Why are there TWO zero points when sighting in a scope?
by B.B. Pelletier
First, let me say how nice it was that so many of you who have never commented with your names did so yesterday. It’s nice to know you are out there. I was really surprised that so many of you responded. Thanks!
Today’s post was suggested by Lego-man, who didn’t understand where the two zero points for an airgun scope came from. I would normally have directed him to the post on determining the range at which to zero your scope, but that was where he asked the question. So, the words weren’t getting the idea across. And, if one person asks, there are 10 more who don’t bother to. Today, I’ll draw some diagrams.
Here is the question: Ok..Im new to this air rifle thing, How do you get 2 distances from one scope? Also what is the best kind of range to zero in at?
The answer to this question, or I should say the science behind the answer, is obvious once you understand it. But until that time, you might wonder why I keep talking about two sight-in ranges.
Once a bullet leaves the muzzle of the gun, it starts falling to earth. How the barrel is oriented to the ground (i.e., is it pointed up so the bullet first rises, or is it parallel so the bullet drops right away) plays a large part in determining how long it takes the bullet to hit the ground. But gravity always wins. Even when the bullet appears to be rising away from the earth, gravity is still acting on it to pull it down. And, I expect everyone knows all that.
You probably also know that bullets, typewriters and Jell-O molds all fall at the same rate. If our gun barrel were exactly parallel to the earth and if a bullet were dropped beside the gun at the moment it fired, both bullets (the dropped one and the fired one) would hit the ground at the same time. The fired bullet would be some distance from the muzzle of the gun when it hit, but it would fall at the same rate as the bullet that was dropped.
For this discussion, I’m omitting subtle aerodynamic forces, such as the Magnus Effect, that could actually change the time of the fired bullet’s impact by a miniscule amount. Certainly these forces do exist and do affect the flight of a bullet; but for the purpose of this discussion, I’m overlooking them. I don’t believe their contribution amounts to enough to consider.
One more thing you all know is that bullets, and especially diabolo pellets, slow down the farther they travel from the muzzle. The farther they go, they more they slow down. That makes the pellet’s path curved toward the ground; and the farther out you go, the more curved it is.
Now I’ll show the first graphic.
All I’m showing here is a visual of the pellet’s trajectory described above. The scale on these graphics is way off, because 5″ wide is all Blogger allows as an image size. Look at them for the relationship, not as an exact representation.
If you understand the first graphic, let’s see what the scope and open sights are doing while the gun is firing.
The scope is mounted above the rifle, and looks straight out to infinity. What we have to do is realign the scope so it coincides with the trajectory of the pellet.

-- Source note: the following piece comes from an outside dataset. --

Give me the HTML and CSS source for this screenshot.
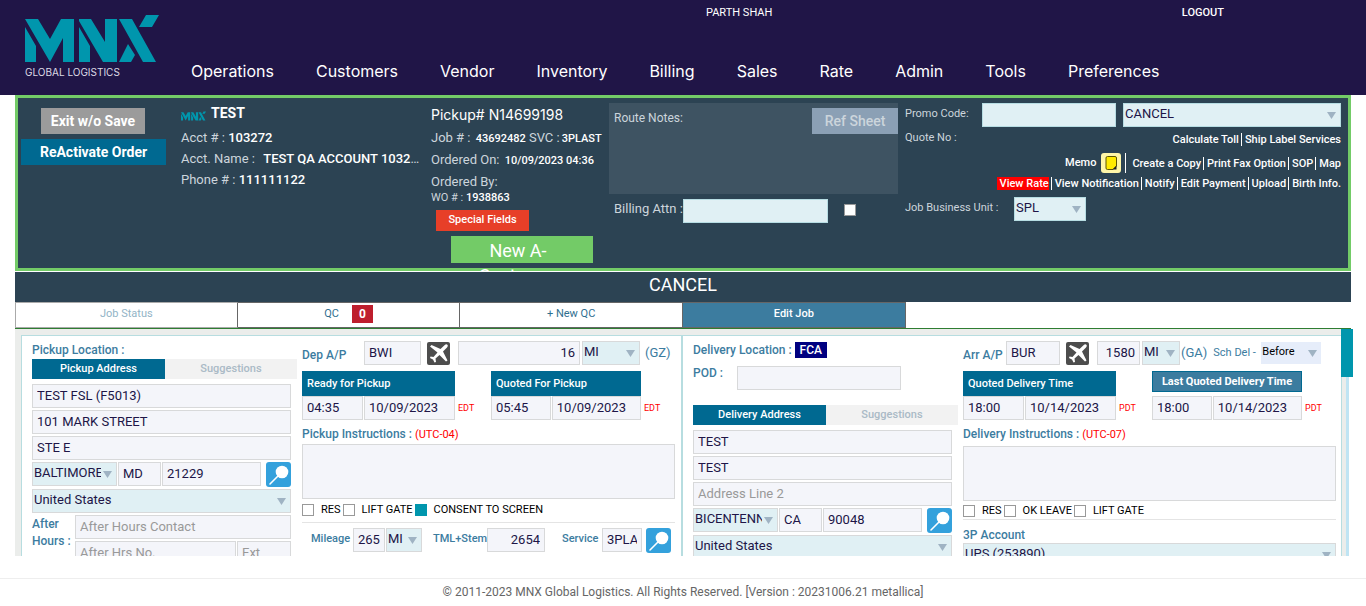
FILE: index.html
```html
<!DOCTYPE html>
<html lang="en">
<head>
<meta charset="utf-8">
<title>MNX Global Logistics - Edit Job</title>
<link rel="stylesheet" href="styles.css">
</head>
<body>
<svg class="defs" aria-hidden="true">
  <symbol id="mnx" viewBox="0 0 134 47">
    <path d="M0 4H13L25 24 36 4H49V47H38V23L25 47Z M0 12 11 31V47H0Z M54 4H66L80 27V4H92V47H78L54 6Z M54 12 65 31V47H54Z M94 4H107L131 47H118Z M121 0H134L127 12H114Z M103 29 110 40 106 47H94Z"/>
  </symbol>
  <symbol id="plane" viewBox="0 0 23 23">
    <rect width="23" height="23" rx="2" fill="#4d4d4d"/>
    <path fill="#fff" d="M20 2.500C21 3 21.200 4 20 5.500L16 9.500 20.500 18.500 19 19.500 12.500 13 8.500 16.500 9 20 7.500 20.500 6 17.500 3 16 3.500 14.500 6.500 15 10.500 10.500 3 4.500 4.500 3 13.500 7 17.500 3.200Q19 2 20 2.500Z"/>
  </symbol>
  <symbol id="lens" viewBox="0 0 25 25">
    <rect width="25" height="25" rx="3" fill="#34a1dc"/>
    <circle cx="16" cy="10" r="6.300" fill="#fff"/>
    <path d="M12 14 4 22" stroke="#fff" stroke-width="1.600" stroke-linecap="round"/>
  </symbol>
</svg>

<header class="top">
  <a class="brand" href="#"><svg class="brand-mark"><use href="#mnx"/></svg><span>GLOBAL LOGISTICS</span></a>
  <div class="top-main">
    <div class="session"><span class="user">PARTH SHAH</span><a class="logout" href="#">LOGOUT</a></div>
    <nav class="menu">
      <a href="#">Operations</a><a href="#">Customers</a><a href="#">Vendor</a><a href="#">Inventory</a><a href="#">Billing</a><a href="#">Sales</a><a href="#">Rate</a><a href="#">Admin</a><a href="#">Tools</a><a href="#">Preferences</a>
    </nav>
  </div>
</header>

<main class="page">
  <section class="summary">
    <div class="actions">
      <button class="btn exit" type="button">Exit w/o Save</button>
      <button class="btn reactivate" type="button">ReActivate Order</button>
    </div>
    <div class="account">
      <p class="acct-title"><svg class="mini-mark"><use href="#mnx"/></svg><b>TEST</b></p>
      <p>Acct # : <b>103272</b></p>
      <p class="ellipsis">Acct. Name : <b class="indent">TEST QA ACCOUNT 103272</b></p>
      <p>Phone # : <b>111111122</b></p>
    </div>
    <div class="order">
      <p class="pickup-no">Pickup# N14699198</p>
      <p>Job # : <b class="small">43692482</b> SVC :<b class="small">3PLAST</b></p>
      <p>Ordered On: <b class="small">10/09/2023 04:36</b></p>
      <p>Ordered By:</p>
      <p class="wo">WO # : <b>1938863</b></p>
      <button class="special" type="button">Special Fields</button>
      <button class="quote" type="button">New A-Customer</button>
    </div>
    <div class="notes">
      <div class="route"><span>Route Notes:</span><button class="ref" type="button">Ref Sheet</button></div>
      <div class="billing"><label for="attn">Billing Attn :</label><input class="pale" id="attn" type="text"><input class="box" type="checkbox" aria-label="Billing attention"></div>
    </div>
    <div class="promo">
      <div class="promo-row"><label for="promo">Promo Code:</label><input class="pale promo-code" id="promo" type="text"><select class="pale status" aria-label="Status"><option>CANCEL</option></select></div>
      <div class="quote-row"><span>Quote No :</span><div class="links"><a href="#">Calculate Toll</a><a href="#">Ship Label Services</a></div></div>
      <div class="memo-row">
        <a class="memo" href="#">Memo
          <svg class="note" viewBox="0 0 20 20"><rect width="20" height="20" rx="3" fill="#fff6a8"/><path d="M6.500 3.500H14Q15.500 3.500 15.500 5V13L12 16.500H6.500Q5 16.500 5 15V5Q5 3.500 6.500 3.500Z" fill="#ffea00" stroke="#5c5400"/><path d="M15.500 12.500V16.500H11.500Z" fill="#222"/></svg></a>
        <div class="links"><a href="#">Create a Copy</a><a href="#">Print Fax Option</a><a href="#">SOP</a><a href="#">Map</a></div>
      </div>
      <div class="links rates"><a class="hot" href="#">View Rate</a><a href="#">View Notification</a><a href="#">Notify</a><a href="#">Edit Payment</a><a href="#">Upload</a><a href="#">Birth Info.</a></div>
      <div class="unit-row"><label for="unit">Job Business Unit :</label><select class="pale unit" id="unit"><option>SPL</option></select></div>
    </div>
  </section>

  <h1 class="state">CANCEL</h1>
  <nav class="tabs">
    <a class="muted" href="#">Job Status</a><a href="#">QC <span class="count">0</span></a><a href="#">+ New QC</a><a class="active" href="#">Edit Job</a>
  </nav>

  <div class="scroller">
    <form class="job">
      <section class="half pickup">
        <div class="address">
          <h2>Pickup Location :</h2>
          <div class="switch"><button class="on" type="button">Pickup Address</button><button type="button">Suggestions</button></div>
          <div class="stack">
            <input type="text" value="TEST FSL (F5013)" aria-label="Company">
            <input type="text" value="101 MARK STREET" aria-label="Address line 1">
            <input type="text" value="STE E" aria-label="Address line 2">
            <div class="city"><select aria-label="City"><option>BALTIMORE</option></select><input type="text" value="MD" aria-label="State"><input type="text" value="21229" aria-label="Zip"><button class="find" type="button" aria-label="Search"><svg><use href="#lens"/></svg></button></div>
            <select class="country" aria-label="Country"><option>United States</option></select>
          </div>
          <div class="after"><label for="ahc">After Hours :</label>
            <div class="after-fields"><input id="ahc" class="wide" type="text" placeholder="After Hours Contact"><input type="text" placeholder="After Hrs No." aria-label="After hours number"><input type="text" placeholder="Ext" aria-label="Extension"></div>
          </div>
        </div>
        <div class="details">
          <div class="airport dep"><label for="dep">Dep A/P</label><input id="dep" class="code" type="text" value="BWI"><button class="plane" type="button" aria-label="Airport"><svg><use href="#plane"/></svg></button><input class="dist" type="text" value="16" aria-label="Distance"><select class="measure" aria-label="Distance unit"><option>MI</option></select><span class="zone">(GZ)</span></div>
          <div class="times">
            <div class="slot"><div class="slot-title">Ready for Pickup</div><div class="slot-fields"><input type="text" value="04:35" aria-label="Ready time"><input type="text" value="10/09/2023" aria-label="Ready date"></div></div><span class="tz">EDT</span>
            <div class="slot"><div class="slot-title">Quoted For Pickup</div><div class="slot-fields"><input type="text" value="05:45" aria-label="Quoted time"><input type="text" value="10/09/2023" aria-label="Quoted date"></div></div><span class="tz">EDT</span>
          </div>
          <label class="instr" for="pins">Pickup Instructions : <span>(UTC-04)</span></label>
          <textarea id="pins"></textarea>
          <div class="checks"><label><input class="box" type="checkbox">RES</label><label><input class="box" type="checkbox">LIFT GATE</label><label><input class="box" type="checkbox" checked>CONSENT TO SCREEN</label></div>
          <div class="mileage"><label for="mil">Mileage</label><input id="mil" class="miles" type="text" value="265"><select aria-label="Mileage unit"><option>MI</option></select><label class="tml" for="tml">TML+Stem</label><input id="tml" class="stem" type="text" value="2654"><label class="svc" for="svc">Service</label><input id="svc" class="service" type="text" value="3PLAST"><button class="find" type="button" aria-label="Search"><svg><use href="#lens"/></svg></button></div>
        </div>
      </section>
      <section class="half delivery">
        <div class="address">
          <h2>Delivery Location : <span class="fca">FCA</span></h2>
          <div class="pod"><label for="pod">POD :</label><input id="pod" type="text"></div>
          <div class="switch"><button class="on" type="button">Delivery Address</button><button type="button">Suggestions</button></div>
          <div class="stack">
            <input type="text" value="TEST" aria-label="Company">
            <input type="text" value="TEST" aria-label="Address line 1">
            <input type="text" placeholder="Address Line 2" aria-label="Address line 2">
            <div class="city"><select aria-label="City"><option>BICENTENNIAL</option></select><input type="text" value="CA" aria-label="State"><input type="text" value="90048" aria-label="Zip"><button class="find" type="button" aria-label="Search"><svg><use href="#lens"/></svg></button></div>
            <select class="country" aria-label="Country"><option>United States</option></select>
          </div>
        </div>
        <div class="details">
          <div class="airport arr"><label for="arr">Arr A/P</label><input id="arr" class="code" type="text" value="BUR"><button class="plane" type="button" aria-label="Airport"><svg><use href="#plane"/></svg></button><input class="dist" type="text" value="1580" aria-label="Distance"><select class="measure" aria-label="Distance unit"><option>MI</option></select><span class="zone">(GA)</span><label class="sched" for="sched">Sch Del -</label><select id="sched" class="before"><option>Before</option></select></div>
          <div class="times">
            <div class="slot"><div class="slot-title">Quoted Delivery Time</div><div class="slot-fields"><input type="text" value="18:00" aria-label="Quoted time"><input type="text" value="10/14/2023" aria-label="Quoted date"></div></div><span class="tz">PDT</span>
            <div class="slot"><button class="last" type="button">Last Quoted Delivery Time</button><div class="slot-fields"><input type="text" value="18:00" aria-label="Last quoted time"><input type="text" value="10/14/2023" aria-label="Last quoted date"></div></div><span class="tz">PDT</span>
          </div>
          <label class="instr" for="dins">Delivery Instructions : <span>(UTC-07)</span></label>
          <textarea id="dins"></textarea>
          <div class="checks"><label><input class="box" type="checkbox">RES</label><label><input class="box" type="checkbox">OK LEAVE</label><label><input class="box" type="checkbox">LIFT GATE</label></div>
          <label class="third" for="third">3P Account</label>
          <select class="country" id="third"><option>UPS (253890)</option></select>
        </div>
      </section>
    </form>
    <div class="bar"><div class="thumb"></div></div>
  </div>
</main>
<footer>© 2011-2023 MNX Global Logistics. All Rights Reserved. [Version : 20231006.21 metallica]</footer>
</body>
</html>
```
FILE: styles.css
```css
* { box-sizing: border-box; }
body { margin: 0; height: 100vh; display: flex; flex-direction: column; overflow: hidden; background: #fff; font: 13px/20px Roboto, sans-serif; color: #201547; }
p, h1, h2 { margin: 0; font-weight: 400; }
a { color: inherit; text-decoration: none; }
b { font-weight: 500; color: #fff; }
button { border: 0; padding: 0; font: inherit; color: #fff; }
svg { display: block; }
.defs { position: absolute; width: 0; height: 0; }

/* fields */
input, select, textarea { font: 13px/20px Roboto, sans-serif; color: #201547; margin: 0; border-radius: 0; outline: 0; min-width: 0; }
input[type="text"], textarea { background: #f4f5fa; border: 1px solid #d8d9da; }
input[type="text"] { height: 24px; padding: 0 4px 2px; }
input::placeholder { color: #999; }
textarea { display: block; width: 100%; height: 55px; resize: none; }
select { appearance: none; height: 24px; padding: 0 15px 2px 1px; border: 1px solid #d8d9da; background: #e0f0f4 url("data:image/svg+xml,%3Csvg xmlns='http://www.w3.org/2000/svg' width='9' height='7'%3E%3Cpath d='M0 0H9L4.500 7Z' fill='%239fb3c3'/%3E%3C/svg%3E") no-repeat right 4px top 8px; }
input.pale[type="text"], select.pale { background-color: #e0f0f4; border-color: #b7dde3; }
.box { appearance: none; flex: none; width: 12px; height: 12px; border: 1px solid #999; background: #fff; }
.box:checked { background: #0096ad; border-color: #0096ad; }

/* header */
.top { background: #201547; color: #fff; height: 95px; flex: none; display: grid; grid-template-columns: 166px 1fr; padding: 0 25px; }
.brand { padding-top: 15px; font: 10px/14px Inter, sans-serif; color: #dcdae5; white-space: nowrap; }
.brand-mark { width: 134px; height: 47px; fill: #0096ad; margin-bottom: 3px; }
.session { display: flex; justify-content: space-between; padding: 3px 117px 0 515px; font-size: 11px; }
.logout { font-weight: 500; }
.menu { display: flex; gap: 42px; padding-top: 38px; font: 16px/20px Inter, sans-serif; white-space: nowrap; }

/* order summary */
.page { flex: 1; min-height: 0; display: flex; flex-direction: column; padding: 0 15px; }
.summary { flex: none; height: 176px; background: #2c4353; border: 3px solid #73cb67; display: grid; grid-template-columns: 160px 250px 178px 289fr 443fr; padding: 5px 7px 0 3px; color: #ccd5dc; white-space: nowrap; }
.actions { display: flex; flex-direction: column; align-items: flex-start; gap: 5px; padding-top: 5px; }
.btn { height: 26px; font-size: 14px; font-weight: 700; }
.exit { background: #9b9b9b; width: 104px; margin-left: 20px; }
.reactivate { background: #006991; width: 145px; }
.account { padding-right: 10px; font-size: 13px; line-height: 21px; }
.acct-title { display: flex; align-items: flex-end; gap: 5px; font-size: 14px; line-height: 20px; margin-bottom: 4px; }
.acct-title b { font-weight: 700; }
.mini-mark { width: 25px; height: 10px; margin-bottom: 2px; fill: #0096ad; }
.indent { margin-left: 5px; }
.ellipsis { overflow: hidden; text-overflow: ellipsis; }
.order { line-height: 21px; }
.pickup-no { font: 14px/24px Inter, sans-serif; color: #fff; }
.small { font-size: 11px; margin-left: 2px; }
.wo { font-size: 11px; line-height: 12px; }
.special { display: block; width: 93px; height: 21px; margin: 6px 0 5px 5px; background: #e73f28; font-size: 11px; font-weight: 500; line-height: 18px; padding-bottom: 2px; }
.quote { display: block; width: 142px; height: 27px; margin-left: 20px; padding: 2px 34px 0 26px; background: #73cb67; font-size: 18px; line-height: 25px; white-space: normal; }
.route { height: 91px; padding: 5px 0 0 5px; background: #3e5362; display: flex; justify-content: space-between; align-items: flex-start; font-size: 12px; }
.ref { width: 86px; height: 26px; background: #8ba0b5; color: #ccd5dc; font-size: 14px; font-weight: 500; }
.billing { display: flex; padding: 5px 0 0 5px; }
.billing .pale { width: 145px; margin-right: 16px; }
.billing label { width: 69px; }
.billing .box { margin-top: 5px; }
.promo { padding-left: 7px; font-size: 11px; }
.promo-row, .unit-row { display: flex; line-height: 22px; }
.promo-row label { width: 77px; }
.promo-code { width: 134px; margin-right: 7px; }
.status { flex: 1; }
.quote-row { display: flex; justify-content: space-between; height: 24px; line-height: 22px; }
.links { display: flex; justify-content: flex-end; align-items: center; color: #fff; font-weight: 500; line-height: 13px; padding-top: 1px; }
.links a + a { border-left: 1px solid #fff; margin-left: 2px; padding-left: 3px; }
.memo-row { display: flex; justify-content: flex-end; align-items: center; height: 24px; }
.memo { display: flex; align-items: center; gap: 5px; color: #fff; font-weight: 500; border-right: 1px solid #fff; padding-right: 4px; margin-right: 6px; }
.note { width: 20px; height: 20px; }
.rates { height: 16px; }
.hot { background: #f00; padding-left: 3px; }
.unit-row { padding-top: 6px; }
.unit-row label { width: 109px; }
.unit { width: 72px; }

/* job tabs */
.state { flex: none; position: relative; margin-top: 1px; height: 30px; background: #2c4353; color: #fff; text-align: center; font-size: 18px; line-height: 26px; }
.tabs { flex: none; display: grid; grid-template-columns: repeat(6, 1fr); border-bottom: 1px solid #2e7d32; height: 27px; }
.tabs a { border: 1px solid #666; border-left-width: 0; display: flex; justify-content: center; align-items: center; gap: 13px; padding-bottom: 3px; color: #2f6f8f; font-size: 11px; }
.tabs .muted { border: 1px solid #aaa; border-right-color: #666; color: #92b4c6; }
.tabs .active { background: #3c7c9f; color: #fff; font-weight: 500; }
.count { width: 21px; height: 18px; background: #be1e2d; color: #fff; font: 700 12px/18px Roboto, sans-serif; text-align: center; }

/* job form */
.scroller { flex: 1; min-height: 0; position: relative; clip-path: inset(0 -2px 0 0); background: #ebedeb; padding: 6px 9px 0 6px; }
.job { display: grid; grid-template-columns: 661fr 658fr; border: 1px solid #b7dde0; background: #fff; color: #3c7c9f; }
.bar { position: absolute; top: 0; right: -2px; width: 12px; height: 100%; background: linear-gradient(to right, transparent 5px, #bfe4f3 5px, #bfe4f3 8px, #fff 8px); }
.thumb { height: 48px; background: #0096ad; }
.half { display: grid; grid-template-columns: 259fr 373fr; column-gap: 11px; padding: 5px 5px 0 10px; }
.pickup { border-right: 2px solid #b7dde0; padding-right: 6px; }
h2, .job label { font-size: 12px; font-weight: 500; }
h2 { line-height: 18px; white-space: nowrap; }
.switch { display: grid; grid-template-columns: 133px 1fr; margin-right: -6px; }
.switch button { height: 20px; background: #f2f2f2; color: #aabac6; font-size: 11px; font-weight: 500; }
.switch .on { background: #006991; color: #fff; }
.stack { display: flex; flex-direction: column; gap: 2px; padding-top: 5px; }
.city { display: grid; grid-template-columns: 85px 43px 1fr 29px; column-gap: 1px; height: 25px; }
.find { margin-left: 4px; background: none; }
.find svg { width: 25px; height: 25px; }
.country { width: 100%; }
.after { display: grid; grid-template-columns: 43px 1fr; padding-top: 2px; }
.after label { line-height: 17px; padding-top: 1px; }
.after-fields { display: grid; grid-template-columns: 161fr 54fr; gap: 2px 1px; }
.wide { grid-column: 1 / 3; }
.pod { display: flex; height: 46px; padding-top: 7px; }
.pod label { width: 44px; line-height: 14px; }
.pod input { width: 164px; }
.fca { display: inline-block; background: #000080; color: #fff; line-height: 16px; padding: 0 5px; }
.airport { display: flex; align-items: flex-start; height: 30px; white-space: nowrap; }
.airport label { line-height: 28px; }
.airport .zone { line-height: 24px; }
.plane { background: none; padding: 1px 8px 0 6px; }
.plane svg { width: 23px; height: 23px; }
.dist { text-align: right; }
.dep label { width: 62px; }
.dep .code { width: 57px; }
.dep .dist { width: 122px; margin-right: 2px; }
.dep .measure { width: 58px; margin-right: 5px; }
.arr label { width: 43px; }
.arr .code { width: 54px; }
.arr .dist { width: 43px; margin-right: 2px; }
.arr .measure { width: 38px; margin-right: 1px; }
.job .sched { width: 48px; margin-left: 6px; line-height: 24px; font-size: 11px; font-weight: 400; }
.before { width: 60px; height: 22px; margin-top: 1px; border: 0; background-color: #e6edfa; color: #000; font-size: 11px; }
.times { display: grid; grid-template-columns: 153px 36px 150px 1fr; }
.slot-title { height: 25px; background: #006991; color: #fff; font-size: 11px; font-weight: 500; line-height: 25px; padding-left: 5px; }
.last { display: block; width: 100%; height: 21px; margin-bottom: 4px; border: 1px solid #006991; background: #3c7c9f; font-size: 11px; font-weight: 700; line-height: 18px; }
.slot-fields { display: grid; grid-template-columns: 61fr 91fr; column-gap: 1px; }
.tz { align-self: end; padding-left: 3px; color: #f00; font-size: 9px; line-height: 23px; }
.instr { display: block; line-height: 24px; padding-top: 2px; height: 24px; }
.delivery .instr { height: 26px; }
.instr span { color: #f00; font-size: 11px; font-weight: 400; }
.checks { display: flex; gap: 2px; align-items: center; height: 24px; padding-bottom: 2px; border-bottom: 1px solid #e4e4e4; white-space: nowrap; }
.delivery .checks { height: 19px; padding: 2px 0 0; }
.job .checks label { display: flex; align-items: center; gap: 7px; color: #000; font-size: 11px; font-weight: 400; }
.mileage { display: flex; padding-top: 5px; }
.job .mileage label { width: 51px; padding-left: 9px; font-size: 11px; line-height: 22px; }
.miles { width: 32px; margin-right: 1px; }
.mileage select { width: 36px; }
.job .mileage .tml { width: 65px; padding-left: 11px; }
.stem { width: 58px; text-align: right; }
.job .mileage .svc { width: 57px; padding-left: 17px; }
.service { width: 40px; }
.third { display: block; padding-top: 5px; height: 23px; }
footer { flex: none; margin-top: 22px; height: 28px; border-top: 1px solid #eee; text-align: center; color: #666; font-size: 12px; line-height: 26px; }
```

Graphic No. 2 is also easy to comprehend. The scope looks straight while the bullet is always dropping. What we need to do is adjust the scope so the two can work together. Once again, it’s important to understand that this compressed drawing is really played out over many tens of yards of distance. Here’s the final graphic.
The scope has been adjusted to look downward through the trajectory of the pellet. This is done when the rifle is zeroed. The range at which the rifle is zeroed is that first point where the straight line of sight and the curved trajectory coincide. At that spot, the pellet will be striking the target at the same place the crosshairs are resting.
Obviously, the graphic is way out of scale. In real life, the amount of downward slant is very minimal on most airguns. In fact, if you don’t use adjustable rings, the scope itself isn’t slanted, but the erector tube inside is. On some of the Dianas that use an adjustable scope mount, you can actually see the scope pointing down. But it does point down on all airguns, because if it didn’t, you could never hit the point of aim.
Do you see that the pellet now appears to rise above the line of sight? Of course it doesn’t, but that’s what it seems to do. And then farther out it seems to drop back to the line of sight once again. Now you understand what is actually happening is that the pellet is always dropping. By aligning the scope as we did, it only appears to rise and then fall.
If you go back to that old post of mine, you’ll see that I give the advice to make the first intersecting point 20 yards from the firing point. Then velocity will determine where the second point falls. With a rifle that has 900 f.p.s. velocity at the muzzle and is sighted-in at 20 yards for the first intersection, it will intersect again at around 33-35 yards from the muzzle. You have to test on a range to discover where it will actually strike – and that’s true no matter what your velocity.
The amount the pellet “rises” above the line of sight with this method is about one pellet’s diameter or less. That gives you a zone of 20-30 yards at which your rifle is zeroed without any scope adjustment.
This type of zero works for airguns at close distances and is due to the separation between the scope and the barrel. If you zero an airgun at 50 yards and farther, you can kiss off this technique. Field target competitors stumbled on it because 20-30 yards is where many of their targets are located, so they learned to sight-in this way.
I hope that’s now clear to everybody.